The fear I felt in the darkness of the night is inexplicable to me in the light of the day. I like mice, I’ve seen them in the pet shop and thought them exceedingly cute. But that was on my terms, while here is an unknown, unseen beast. It is uninvited, unwelcome, and yet it has come in anyway.
The next day, Fiona sends for help in the form of my future brother-in-law to empty the mouse trap.
‘Don’t look, Catherine,’ Fiona tells me, as she too hides from the coffin constructed of a plastic bag. She has killed this unwelcome visitor, this thief in the night. It has eaten her cereal, gnawed at her cupboard, left droppings on her carpet. So why does she feel so sad? Why do I feel so sad?
2009: I’m lying in bed when I hear the scratching. Like the monster under the bed, mice always come out at night. Spooked, I sit up and flick the switch of my lamp. I stand and prod at the roof, determined to give whatever is hiding in the attic above a fright. But it doesn’t stop, if anything it gets louder. I cower back into my duvet, terrified of this creature of the night. In the darkness, it grows and grows to the size of a dragon, merely here to tear the structure of our home down from the inside out.
I tell my parents. It is to be expected, they say, because of the field near our house. The field my siblings and I used to go to sledge, the field I now jog past on my morning run. The field belongs to Flenders farm, a farm housing all kinds of sheep, horses and cows. It’s big, the farmer’s nice, but it appears to have been the cause of our current troubles. The traps are put out, the mice are eradicated and we are safe for a while.
2015: I go to the kitchen for a drink. It’s late, and mum’s just picked me up from the station after a late library session. She’s tired, irritable and ready for bed. So am I. I wander into the kitchen and pour myself a glass of milk. Going through the motions, but comfortable in my own home. Safe. Until, in the shadows, a shape darts across the room. I scream.
Mum comes running. I turn red.
‘Mouse!’ I say, my voice resembling the mouse’s own with its high pitched squeaks.
‘You’re joking,’ she says. I shake my head. She sighs. ‘I’ll tell your father.’
2005: ‘It’s so cute!’ I screech, pointing (and subsequently terrifying) the little furry creature hiding under the sun bed in the garden. ‘Oh, look at it!’

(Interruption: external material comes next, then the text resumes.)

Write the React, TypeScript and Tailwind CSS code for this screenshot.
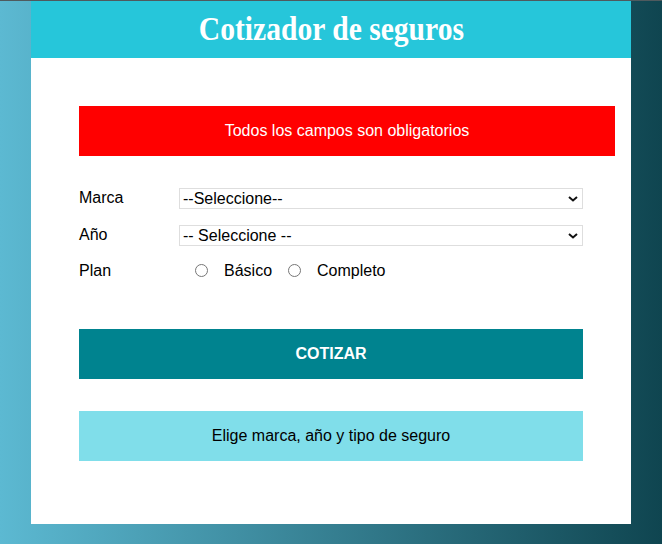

Mum nods, her nose turned up. She softens at my gaze. ‘I suppose it is quite cute.’ She says, then glances behind her at the open back door. ‘As long as it doesn’t get inside.’
2006: The dead mouse isn’t cute. I get a glance of it, despite Fiona telling me not to. Its eyes are wide, blank, staring. Its mouth is gaping, revealing long fangs, un-blunted from the hard work it has done on Fiona’s table leg. It stares and stares and stares and I want to cry.
‘”The mice think they are right, but my cat eats them anyways.”
“This is the point, reality is nothing, perception is everything.”’ –Terry Goodkind
‘Why did you have to kill it?’ I ask my sister.
She is silent for a minute. ‘It doesn’t belong in the house, does it?’ she says, ‘It eats all our food, it bites my carpet and table legs.’
‘Why couldn’t you just catch it and release it somewhere else?’ I say.
‘Well, it would just come back, wouldn’t it?’ she says.
As I look at the dead creature, I wonder how true that is. Either way, it doesn’t look so scary like this, despite the wide staring eyes and the sharp fangs. It just looks small.
2015: I watch my dad fish out forgotten mouse traps from the attic. We’re redoing it as an unofficial guest bedroom so that when the family come to stay they won’t have to sleep on the floor. He picks up the mouse traps and sets them in various places around the house. I want to protest, but I don’t.
‘Why do we kill the mice?’ I ask him, with the curiosity of a ten year old coming from my twenty year old mouth.
He shrugs, spreading peanut butter on the traps. ‘They eat our food, do structural damage. Why do you kill spiders?’
Spiders, I tell him, are a whole different story. But at his unconvinced gaze I back down, because they’re not so different. I hate spiders because I hate them. We hate mice because we hate them. Looking back to my first mouse encounter, I remember the smell of peppermint permeating every inch of the holiday. I remember that warm feeling of protection while we sheltered from the cold outside. The house was warm, and so were we…But the house was cold. In fact, in the height of winter, the house was freezing. While I did feel safe, maybe this was a manufactured feeling. When mice enter our houses, why do we always kill them? Is it because, like my sister and dad both argued, they enter our house maliciously, eating our food and harming our furniture? Is it because we perceive them to be more like monsters than they actually are? Or is it just because they are out of our control, and as a result, we feel unsafe?
For some reason, humans feel more comfortable when mice are not in the house. Under our control, they’re fine, but out with it they must be killed. My dad’s currently setting traps for the winter when they’ll undoubtedly seek shelter from the cold. Their home has been attacked by cold and wind and snow and ours is safe and warm… But they don’t belong here. Humans, like me when I was ten years old, lying on a blow up bed terrified to sleep, need a sense of safety and ownership in our homes. And so, as a result, we take control, and mice are not under that control. So we kill them all until we feel safe again.
2015: We’re watching the news. Scenes of refugees desperate to enter our country cover the screen. We watch with straight faces, desensitised to these images.
‘Do you think we should allow refugees into the country?’ the journalist asks a passerby on the streets of Glasgow.
‘Definitely not,’ he says, ‘I just wouldn’t feel safe with them here.’